The flag carried by Vermont regiments in the Civil War, the Spanish American War and at the outbreak of World War I was a flag that displayed the Vermont State Coat of Arms on a blue field. This design had customarily been carried as the Governor's flag. And so, in 1919, the third Vermont State Flag was authorized. This third design displayed the Vermont State Coat of Arms on a blue field.
In 1863 Wisconsin had not yet adopted an official State flag and the Civil War regiments in the field were requesting an official banner to fly. The legislature formed a five-member joint select committee to respond to these requests to report "a description for a proper state flag." As a result 1863 Joint Resolution No. 4 was adopted. This resolution essentially adopted a design that was already in use by the Wisconsin regimental troops. On the 25th of March, 1863, the legislature, by joint resolution, adopted a state flag, described in the resolution as follows: "To be of dark blue silk, with the arms of the state of Wigcousin painted or embroidered in silk on the obverse side, and the arms of the United States painted or embroidered in silk on the reverse side; the name of the regiment, when used as a regimental flag, to be in a scroll beneath the state arms."
Since the close of the Civil War Wisconsin state militia regiments came to use a state flag somewhat different in both size and design, - smaller, and with the Wisconsin coat of arms on both sides; but there was no law making this the state flag, excepting that of common use as such by the militia regiments.
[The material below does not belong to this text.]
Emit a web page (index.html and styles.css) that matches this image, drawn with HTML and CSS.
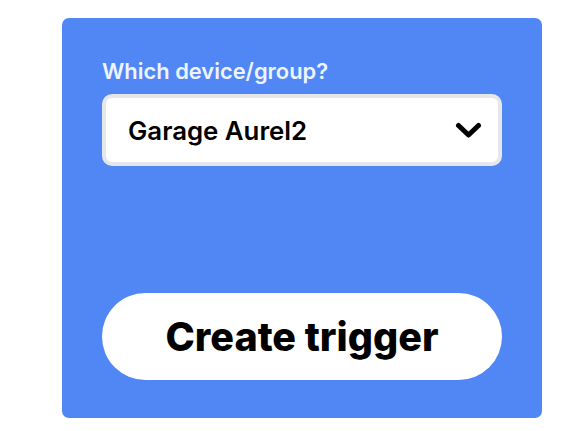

In 1913, this resolution finally made it into the official state statutes of the state of Wisconsin. In 1913, the flag was changed, specifying a dark blue background with the state coat of arms centered at each side. That design remained unchanged until 1979, when legislature was asked to change the flag design so it would appear more distinctive and recognizable. They added the word "Wisconsin" and the statehood date in "1848" in white letters, centered respectively above and below the coat of arms.